Let’s take a look at the technology available today for pick and place using a Delta or parallel style robot system as the example. A basic robot cell will need to incorporate the robot itself, a controller, safety, vision, and potentially some other associated I/O and additional axes of motion, for example, infeed and outfeed conveyors etc. If a machine builder has to take them from various vendors, using numerous and separately developed technologies and communication protocols, a user could potentially see a lot of risk in this scenario. But with the Omron Sysmac platform, all key components required to create a successful robotic pick and place application including logic, motion, robotics and vision, plus safety and I/O, reside on one integrated platform.
Sysmac uses two distinct networks in every controller. First, EtherNet/IP, designed for transmitting larger amounts of data between controllers and to enterprise systems, as well as a link to local HMI stations. Secondly, every Sysmac controller also has an EtherCAT port as standard, and this is used as the machine network because of its fast and deterministic technology, which is ideal for motion and robotic applications. The Sysmac controller range includes numerous models to allow the user to choose the most suitable product – the largest controlling up to 64 axes of servo, as well as the aforementioned I/O, inverters, vision and servo.
Vision in Pick & Place applications
A crucial aspect of any pick and place application is the vision system used.
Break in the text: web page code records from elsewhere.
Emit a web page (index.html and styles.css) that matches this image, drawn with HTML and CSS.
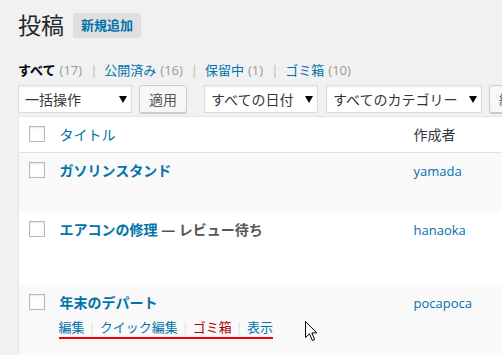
FILE: index.html
```html
<!DOCTYPE html>
<html lang="ja">
<head>
<meta charset="UTF-8">
<title>投稿</title>
<link rel="stylesheet" href="styles.css">
</head>
<body>
<div class="wrap">

  <!-- 見出し -->
  <div class="head">
    <h1>投稿</h1>
    <a class="add" href="#">新規追加</a>
  </div>

  <!-- ステータス -->
  <ul class="subsub">
    <li><a class="cur" href="#">すべて</a><span class="count">(17)</span><span class="bar">|</span></li>
    <li><a href="#">公開済み</a><span class="count">(16)</span><span class="bar">|</span></li>
    <li><a href="#">保留中</a><span class="count">(1)</span><span class="bar">|</span></li>
    <li><a href="#">ゴミ箱</a><span class="count">(10)</span></li>
  </ul>

  <!-- 絞り込み -->
  <div class="filters">
    <div class="sel w1"><select><option>一括操作</option></select></div>
    <button class="btn">適用</button>
    <div class="sel w2 gap"><select><option>すべての日付</option></select></div>
    <div class="sel w3"><select><option>すべてのカテゴリー</option></select></div>
    <button class="btn">絞り込み検索</button>
  </div>

  <!-- 一覧 -->
  <table class="list">
    <colgroup><col class="c-cb"><col class="c-title"><col></colgroup>
    <thead>
      <tr><th><input type="checkbox"></th><th class="t-link">タイトル</th><th>作成者</th></tr>
    </thead>
    <tbody>
      <tr class="alt r1">
        <td><input type="checkbox"></td>
        <td><a class="title" href="#">ガソリンスタンド</a></td>
        <td><a class="author" href="#">yamada</a></td>
      </tr>
      <tr class="r2">
        <td><input type="checkbox"></td>
        <td><a class="title" href="#">エアコンの修理</a><span class="state"> — レビュー待ち</span></td>
        <td><a class="author" href="#">hanaoka</a></td>
      </tr>
      <tr class="alt r3">
        <td><input type="checkbox"></td>
        <td>
          <a class="title" href="#">年末のデパート</a>
          <div class="actions">
            <a href="#">編集</a><span class="sep">|</span><a href="#">クイック編集</a><span class="sep">|</span><a class="trash" href="#">ゴミ箱</a><span class="sep">|</span><a href="#">表示</a>
          </div>
        </td>
        <td><a class="author" href="#">pocapoca</a></td>
      </tr>
    </tbody>
  </table>

  <!-- マウスカーソル -->
  <svg class="cursor" width="13" height="21" viewBox="0 0 13 21">
    <polygon points="0.5,0.5 0.5,16.5 4.5,12.8 7.3,19.5 9.6,18.5 6.9,11.9 11.8,11.9" fill="#fff" stroke="#000" stroke-width="1" stroke-linejoin="miter"/>
  </svg>
</div>
</body>
</html>
```

FILE: styles.css
```css
:root{--blue:#0073aa;--text:#32373c;--line:#e5e5e5}
*{box-sizing:border-box}
html,body{margin:0;height:100%;overflow:hidden}
body{
  background:#f1f1f1;color:var(--text);
  font-family:"Open Sans","Noto Sans CJK JP",sans-serif;font-size:13px}
a{color:var(--blue);text-decoration:none}
.wrap{position:relative;padding-left:18px;width:700px}

/* 見出し */
.head{display:flex;align-items:center;padding-top:13px;height:38px}
h1{margin:0;font-size:23px;font-weight:400;line-height:25px;color:#23282d}
.add{
  margin-left:9px;padding:0 8px;height:25px;line-height:25px;
  background:#e0e0e0;border-radius:2px;font-weight:700}

/* ステータス */
.subsub{display:flex;list-style:none;margin:22px 0 0;padding:0;line-height:20px}
.subsub .cur{color:#000;font-weight:700}
.count{color:#999;margin-left:4px}
.bar{color:#b4b9be;margin:0 7px 0 8px}

/* 絞り込み */
.filters{display:flex;margin-top:5px;height:28px}
.sel{position:relative;height:28px}
.sel select{
  appearance:none;-webkit-appearance:none;width:100%;height:28px;
  border:1px solid #ddd;background:#fff;border-radius:0;
  box-shadow:inset 0 1px 2px rgba(0,0,0,.07);
  font:14px "Open Sans","Noto Sans CJK JP",sans-serif;color:var(--text);
  padding:0 20px 0 6px}
.sel::after{
  content:"";position:absolute;right:5px;top:11px;
  border-left:4px solid transparent;border-right:4px solid transparent;
  border-top:7px solid #000}
.w1{width:114px}
.w2{width:114px}
.w3{width:156px;margin-left:8px}
.gap{margin-left:17px}
.btn{
  margin-left:7px;height:28px;padding:0 9px;
  background:#f7f7f7;border:1px solid #ccc;border-radius:3px;
  box-shadow:0 1px 0 #ccc;color:#555;
  font:14px "Open Sans","Noto Sans CJK JP",sans-serif;white-space:nowrap}

/* 一覧 */
.list{
  margin-top:3px;width:640px;table-layout:fixed;border-collapse:collapse;
  background:#fff;border:1px solid var(--line)}
.c-cb{width:31px}
.c-title{width:354px}
.list th,.list td{text-align:left;vertical-align:top;padding:8px 10px;line-height:20px}
.list th{font-weight:400;font-size:14px;padding-bottom:7px;border-bottom:1px solid #e1e1e1}
.list th:first-child,.list td:first-child{padding-left:10px;padding-right:0}
.t-link{color:var(--blue)}
.alt{background:#f9f9f9}
.r1{height:59px}
.r2{height:73px}
.r3{height:80px}
.list input{
  appearance:none;-webkit-appearance:none;display:block;
  width:16px;height:16px;margin:1px 0 0;
  border:1px solid #b4b9be;background:#fff;
  box-shadow:inset 0 1px 2px rgba(0,0,0,.1)}
.title{font-size:14px;font-weight:700}
.state{font-size:14px;font-weight:700;color:#555}
.author{font-size:13px}
.actions{
  display:table;margin:4px 0 0 -1px;padding:0 2px 3px 1px;
  line-height:20px;border-bottom:2px solid #e00}
.sep{color:#ddd;margin:0 4px}
.trash{color:#a00}

.cursor{position:absolute;left:305px;top:321px}
```
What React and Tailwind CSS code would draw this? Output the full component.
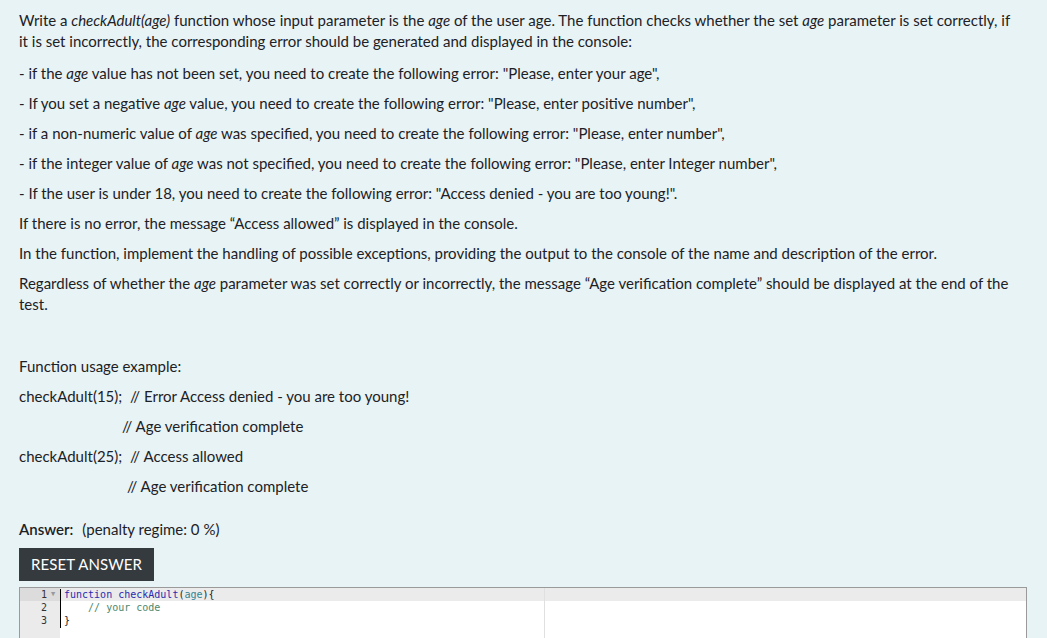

Omron can help in specifying various vision solutions, dependent on user requirements. For a system that is required to simply identify the position of a part to be picked on a conveyor, the FQM vision sensor is ideal, as it not only sits directly on the EtherCAT network, but also has a direct input from the conveyor encoder to deliver a truly integrated solution. If a more advanced vision system is required, the FH high speed, precise and easy to use vision system is capable of controlling multiple camera inputs – all of which are integrated on the EtherCAT network.
Multiple Delta robots
As productivity improvements continually challenge us all, machine designers often need to integrate more than one robot into a project. An advantage with Sysmac is that it can handle multiple Delta robots easily, incorporating up-to eight systems on a single controller. And depending upon the model used, throughputs in excess of 150 picks per minute can be achieved per robot.
Furthermore, as well as an integrated hardware platform, Omron’s Sysmac Studio software offers the user a single programming environment, integrated configuration, programming, monitoring and simulation of all project tasks, all of which dramatically reduces time and user risk.